The exhibition, Constant: New Babylon was curated by architectural historian Mark Wigley and Bartomeu Mari, director of our institution from 1996 to 2002, in close collaboration with Constant. The exhibition comprised a vast series of work, ranging from models and paintings, to books and manifestos. Taken together, the works laid bare Constant’s envisaging of a society of total automation in which the need to work is replaced with a nomadic life of creative play propelled by desire. By consequence, New Babylon introduces a fictional reality in which traditional architecture comes to disintegrate along with the social institutions that it propped up. While optimistic at the start, in the later years of his work on the project Constant began to embed a more critical reflection upon the downfalls of his Utopia, as described in a lengthy exhibition review in the New York Times: “He sketches an apocalypse in black and red: madness, slavery, dehumanization, the dystopian consequences of unquenchable desire.”

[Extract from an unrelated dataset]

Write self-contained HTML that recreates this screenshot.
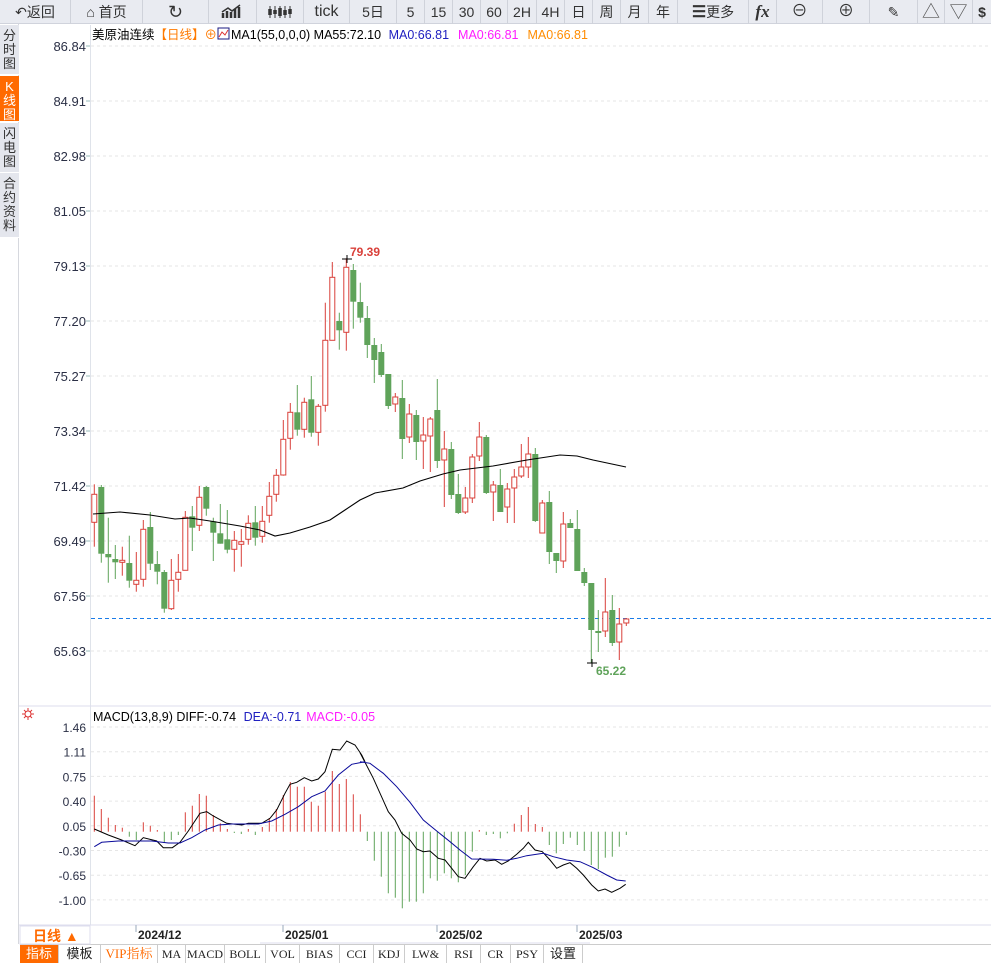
<!DOCTYPE html>
<html><head><meta charset="utf-8">
<style>
*{margin:0;padding:0;box-sizing:border-box}
body{width:991px;height:965px;overflow:hidden;background:#fff;font-family:"Liberation Sans","Noto Sans CJK SC",sans-serif;position:relative}
#tb{position:absolute;left:0;top:0;width:991px;height:24px;background:#e9ebf1;border-bottom:1px solid #d0d3dc}
#tb div{position:absolute;top:0;height:24px;border-right:1px solid #cfd2da;font-size:14px;color:#333;text-align:center;line-height:24px}
#side{position:absolute;left:0;top:24px;width:19px;height:920px;background:#fff;border-right:1px solid #d6d8de}
#side div{position:absolute;left:0;width:19px;background:#e4e6ed;font-size:13px;line-height:14px;text-align:center;color:#333;border-bottom:1px solid #fff;padding-top:4px}
#bt{position:absolute;left:20px;top:945px;height:18px;display:flex;font-family:"Liberation Serif","Noto Serif CJK SC",serif;font-size:12px}
#bt div{border-right:1px solid #ccc;text-align:center;line-height:18px;color:#222;background:#fff}
svg{position:absolute;left:0;top:0}
</style></head><body>
<div id="tb">
<div style="left:0;width:71px">↶返回</div>
<div style="left:71px;width:72px">⌂ 首页</div>
<div style="left:143px;width:66px;font-size:18px">↻</div>
<div style="left:209px;width:48px"><svg width="48" height="24" style="position:static"><path d="M14 18V13M18 18V11M22 18V12M26 18V9M30 18V7" stroke="#333" stroke-width="2.5"/><path d="M13 12L19 8L23 11L31 5" stroke="#333" fill="none" stroke-width="1.5"/></svg></div>
<div style="left:257px;width:47px"><svg width="47" height="24" style="position:static"><path d="M13 6V18M18 6V18M23 6V18M28 6V18M33 6V18" stroke="#333" stroke-width="1"/><path d="M13 9V15M18 10V14M23 8V16M28 10V15M33 9V14" stroke="#333" stroke-width="3.5"/></svg></div>
<div style="left:304px;width:46px;font-size:16px">tick</div>
<div style="left:350px;width:47px">5日</div>
<div style="left:397px;width:28px">5</div>
<div style="left:425px;width:28px">15</div>
<div style="left:453px;width:28px">30</div>
<div style="left:481px;width:27px">60</div>
<div style="left:508px;width:29px">2H</div>
<div style="left:537px;width:28px">4H</div>
<div style="left:565px;width:28px">日</div>
<div style="left:593px;width:28px">周</div>
<div style="left:621px;width:28px">月</div>
<div style="left:649px;width:29px">年</div>
<div style="left:678px;width:71px"><b style="font-size:16px">☰</b>更多</div>
<div style="left:749px;width:28px;font-family:'Liberation Serif',serif;font-style:italic;font-weight:bold;font-size:17px">fx</div>
<div style="left:777px;width:46px;font-size:16px">⊖</div>
<div style="left:823px;width:47px;font-size:16px">⊕</div>
<div style="left:870px;width:48px">✎</div>
<div style="left:918px;width:27px;font-size:18px;color:#555">△</div>
<div style="left:945px;width:28px;font-size:18px;color:#555">▽</div>
<div style="left:973px;width:18px;font-weight:bold;border:none">$</div>
</div>
<div id="side">
<div style="top:1px;height:50px">分<br>时<br>图</div>
<div style="top:52px;height:46px;background:#ff6a00;color:#fff">K<br>线<br>图</div>
<div style="top:99px;height:50px">闪<br>电<br>图</div>
<div style="top:149px;height:65px">合<br>约<br>资<br>料</div>
</div>
<svg id="s" width="991" height="965" style="left:0;top:0"></svg>
<div id="bt">
<div style="width:39px;background:#ff6a00;color:#fff;font-family:'Liberation Sans','Noto Sans CJK SC',sans-serif;font-size:13px">指标</div>
<div style="width:42px;font-family:'Liberation Sans','Noto Sans CJK SC',sans-serif;font-size:13px">模板</div>
<div style="width:57px;color:#ff6a00;font-size:13px">VIP指标</div>
<div style="width:28px">MA</div>
<div style="width:39px">MACD</div>
<div style="width:41px">BOLL</div>
<div style="width:34px">VOL</div>
<div style="width:40px">BIAS</div>
<div style="width:34px">CCI</div>
<div style="width:31px">KDJ</div>
<div style="width:42px">LW&amp;</div>
<div style="width:34px">RSI</div>
<div style="width:30px">CR</div>
<div style="width:33px">PSY</div>
<div style="width:39px;font-family:'Liberation Sans','Noto Sans CJK SC',sans-serif;font-size:13px">设置</div>
</div>
<script>
var C=[
['r',494.3,522.3,484.3,546.7],['g',487,553.7,485,562.7],['g',554,557.3,517.7,582.7],['g',559,562.3,545,579],['r',560.3,562.3,546.7,575.7],
['g',563,580.7,535.7,587.7],['r',580.3,584.3,552,591.7],['r',529.3,579.3,520,586.7],['g',527,563.7,512,570],['g',564,571.7,551,584.3],
['g',572,608.7,570,612.7],['r',580.3,608.7,559,610],['r',572.3,579.3,554,591.7],['r',517.3,570.3,511,570.3],['g',516.3,527.7,506,551],
['r',497.3,525.3,486,531],['g',487,508.7,486,515.7],['g',521.3,532.7,517.7,561],['g',533.3,543.7,504,543.7],['g',539.3,549.7,510,553.3],
['r',540.3,549.3,531,571.7],['r',541.7,544.3,529,566.7],['r',523.3,539.3,515.3,544.7],['g',522.3,537.7,506,545.7],['r',521.3,536.3,506,542.7],
['r',496.3,515.3,482,522.7],['r',475.3,494.3,469,501.7],['r',439.3,475,420,475.7],['r',412.3,438.3,403,449.7],['g',412.3,429.7,385,435.7],
['r',402.3,429.3,397.7,437.7],['g',399.3,432.7,376,436.7],['r',406.3,432.3,404,445.7],['r',340.3,405.3,302.7,411.7],['r',277.3,340.3,262,340.3],
['g',321,330.3,312.7,349.7],['r',267.3,332.3,258.3,350.7],['g',270,301.7,264,328.7],['g',302,317.7,282.7,322.7],['g',318,345,306,358],
['g',345,360,338,383],['g',352,375,344,377],['g',374,406,374,409],['r',397,404,393,412],['g',398,439,380,459],
['r',414,437,404,443],['g',415,442,410,460],['r',435,441,417,469],['r',419,436,417,472],['g',410,461,379,468],
['r',449,460,431,507],['g',449,495,442,499],['g',494,513,474,514],['r',498,512,487,514],['r',457,498,454,503],
['r',437,456,422,461],['g',437,493,435,494],['r',485,492,481,521],['g',485,512,469,512],['r',489,507,483,523],
['r',477,488,469,523],['r',467,476,444,478],['r',454,467,437,478],['g',454,521,448,522],['r',503,533,500,533],
['g',502,552,491,564],['g',553,561,553,573],['r',524,561,512,568],['g',523,528,519,528],['g',529,571,510,571],
['g',572,583,568,586],['g',583,630,583,663],['g',631,633,610,652],['r',612,631,578,637],['g',610,643,595,646],
['r',624,642,608,660],['r',619,623,618,626]];
var H=[795.7,809,817.7,825,827.7,-836.7,-840,822.3,825.7,830,-842,-840,-835,812.3,805.7,794,795.7,815,823.3,829,-833,-834,829,-835,827,818,809,795,782,786.7,786.7,801.7,805.7,791.7,771,784,779,794.3,814.3,
-841,-860.7,-876.7,-893.3,-897.7,-908.3,-901.7,-901.7,-893.3,-878.3,-880.7,-873.3,-878.3,-882.3,-875,-851.7,830,-835,-834,-838.3,-833.3,823.7,815,807,824,827,-845,-853.3,-844,-837.7,-845,-850.7,-865,-869,-857.7,-856.7,-846.7,-835];
var o='';
var L=['86.84','84.91','82.98','81.05','79.13','77.20','75.27','73.34','71.42','69.49','67.56','65.63'];
for(var i=0;i<12;i++){var y=46+i*55;o+='<line x1="91" y1="'+y+'" x2="991" y2="'+y+'" stroke="#e6e6e6" stroke-dasharray="3,3"/><text x="86" y="'+(y+5)+'" font-size="13" text-anchor="end" fill="#2a2f45">'+L[i]+'</text><line x1="86" y1="'+y+'" x2="90" y2="'+y+'" stroke="#9bb" />';}
var M=['1.46','1.11','0.75','0.40','0.05','-0.30','-0.65','-1.00'];
for(i=0;i<8;i++){var y=727+i*24.7;o+='<line x1="91" y1="'+y+'" x2="991" y2="'+y+'" stroke="#e6e6e6" stroke-dasharray="3,3"/><text x="86" y="'+(y+5)+'" font-size="12" text-anchor="end" fill="#2a2f45">'+M[i]+'</text>';}
o+='<line x1="90.5" y1="25" x2="90.5" y2="925" stroke="#dfe3ea"/>';
o+='<line x1="19" y1="706" x2="991" y2="706" stroke="#dde"/><line x1="19" y1="925" x2="991" y2="925" stroke="#dde"/><line x1="20" y1="944.5" x2="991" y2="944.5" stroke="#ccc"/>';
o+='<line x1="91" y1="618.5" x2="991" y2="618.5" stroke="#1a7ce8" stroke-dasharray="4,3"/>';
for(i=0;i<C.length;i++){var c=C[i],x=94.3+7*i,col=c[0]=='r'?'#d9403a':'#5fa35a';
o+='<line x1="'+x+'" y1="'+c[3]+'" x2="'+x+'" y2="'+c[4]+'" stroke="'+col+'"/>';
var h=Math.max(c[2]-c[1],1.5);
if(c[0]=='r')o+='<rect x="'+(x-2.5)+'" y="'+c[1]+'" width="5" height="'+h+'" fill="#fff" stroke="'+col+'"/>';
else o+='<rect x="'+(x-3)+'" y="'+c[1]+'" width="6" height="'+h+'" fill="'+col+'"/>';}
o+='<polyline fill="none" stroke="#000" stroke-width="1.1" points="93,514 120,512 150,515 175,519 190,518 210,521 240,526 260,530 275,536 290,533 310,527 330,520 345,510 360,500 375,493 403,488 420,481 443,474 460,470 493,466 527,460 560,455 577,456 593,460 626,467"/>';
for(i=0;i<H.length;i++){var x=94.3+7*i,v=H[i],z=831.7;
if(v>0)o+='<line x1="'+x+'" y1="'+v+'" x2="'+x+'" y2="'+z+'" stroke="#d9403a"/>';else o+='<line x1="'+x+'" y1="'+z+'" x2="'+x+'" y2="'+(-v)+'" stroke="#5fa35a"/>';}
function pl(a,ox,col){var p='';for(var k=0;k<a.length;k+=2)p+=(ox+a[k]/3).toFixed(1)+','+(705+a[k+1]/3).toFixed(1)+' ';return '<polyline fill="none" stroke="'+col+'" points="'+p+'"/>';}
o+=pl([28,372,70,390,110,405,150,422,175,398,215,408,235,428,262,428,285,412,310,378,345,325,365,320,385,333,425,355,470,360,490,355,530,355,555,340,575,315,600,265,615,238,635,232,658,218,680,228,700,222,720,200,742,133,765,135,785,108,810,120,830,150,840,170],85,'#000');
o+=pl([0,143,40,220,85,320,105,345,125,385,150,405,170,432,190,440,210,438,235,460,255,465,275,490,295,515,315,520,340,485,360,460,380,468,405,465,425,478,445,468,470,448,490,430,505,412,525,435,547,440,570,465,590,490,610,480,630,473,650,490,670,510,695,540,715,558,735,552,755,562,780,550,797,538],360,'#000');
o+=pl([28,425,50,412,100,408,200,408,250,414,285,414,320,398,360,375,400,360,440,357,520,357,560,348,600,328,640,305,680,275,720,258,760,210,800,178,840,170],85,'#0a0a9a');
o+=pl([0,170,30,175,70,205,110,245,150,292,190,345,230,378,270,410,300,435,335,462,400,463,440,466,470,460,500,452,550,445,580,455,620,465,660,470,700,488,740,510,770,525,797,528],360,'#0a0a9a');
o+='<path d="M342 259H352M347 255V263M587 663H597M592 659V667" stroke="#000"/><text x="350" y="256" font-size="12" font-weight="bold" fill="#d9403a">79.39</text><text x="596" y="675" font-size="12" font-weight="bold" fill="#5fa35a">65.22</text>';
o+='<text x="92" y="39" font-size="12.5" fill="#000">美原油连续<tspan fill="#ff7a00">【日线】⊕</tspan></text>';
o+='<rect x="218" y="28" width="11" height="11" fill="#fff" stroke="#1a1a80"/><path d="M219 37L222 32L225 35L228 30" stroke="#d33" fill="none"/>';
o+='<text x="231" y="39" font-size="12.5" fill="#000">MA1(55,0,0,0) MA55:72.10 <tspan fill="#2020c0" dx="4">MA0:66.81</tspan><tspan fill="#ff1cff" dx="9">MA0:66.81</tspan><tspan fill="#ff8c00" dx="9">MA0:66.81</tspan></text>';
o+='<text x="93" y="721" font-size="12.5" fill="#000">MACD(13,8,9) DIFF:-0.74 <tspan fill="#2020c0" dx="4">DEA:-0.71</tspan><tspan fill="#ff1cff" dx="5">MACD:-0.05</tspan></text>';
o+='<circle cx="28" cy="714" r="3" fill="none" stroke="#d33"/><path d="M22 714h3M31 714h3M28 708v3M28 717v3M24 710l2 2M30 716l2 2M32 710l-2 2M24 718l2-2" stroke="#d33"/>';
o+='<rect x="20" y="926" width="70" height="18" fill="#fff" stroke="#dde"/><text x="33" y="941" font-size="14" font-weight="bold" fill="#ff6a00">日线 ▲</text>';
[[136,'2024/12'],[283,'2025/01'],[437,'2025/02'],[577,'2025/03']].forEach(function(t){o+='<line x1="'+t[0]+'" y1="925" x2="'+t[0]+'" y2="932" stroke="#9ab"/><text x="'+(t[0]+2)+'" y="939" font-size="12" font-weight="bold" fill="#222">'+t[1]+'</text>';});
o+='<line x1="260" y1="943" x2="590" y2="943" stroke="#dde"/>';
document.getElementById('s').innerHTML=o;
</script>
</body></html>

This autumn, Kunstinstituut Melly revisits this 1998 exhibition. On Constant: New Babylon presents a vitrine display with archival materials relating to Constant's exhibition, including correspondence, promotional materials and publications. One such document is the exhibition’s educational pamphlet, which prompted audience members to consider how New Babylon can be interpreted in light of the internet’s emergence of the internet, asking: As the world is more interconnected than ever, what does New Babylon say about society today? Is desire and play more important now than ever, and if so, what are the consequences?

On Constant: New Babylon is one of several small-scale displays activating our exhibition archive; these are presented at MELLY. The current presentation is planned in conjunction with a public program organized in collaboration with Het Nieuwe Instituut and Master Interior Architecture: Research + Design (MIARD) at the Piet Zwarte of the Willem de Kooning Academy, both in Rotterdam, on the occasion of the opening of Constant 101.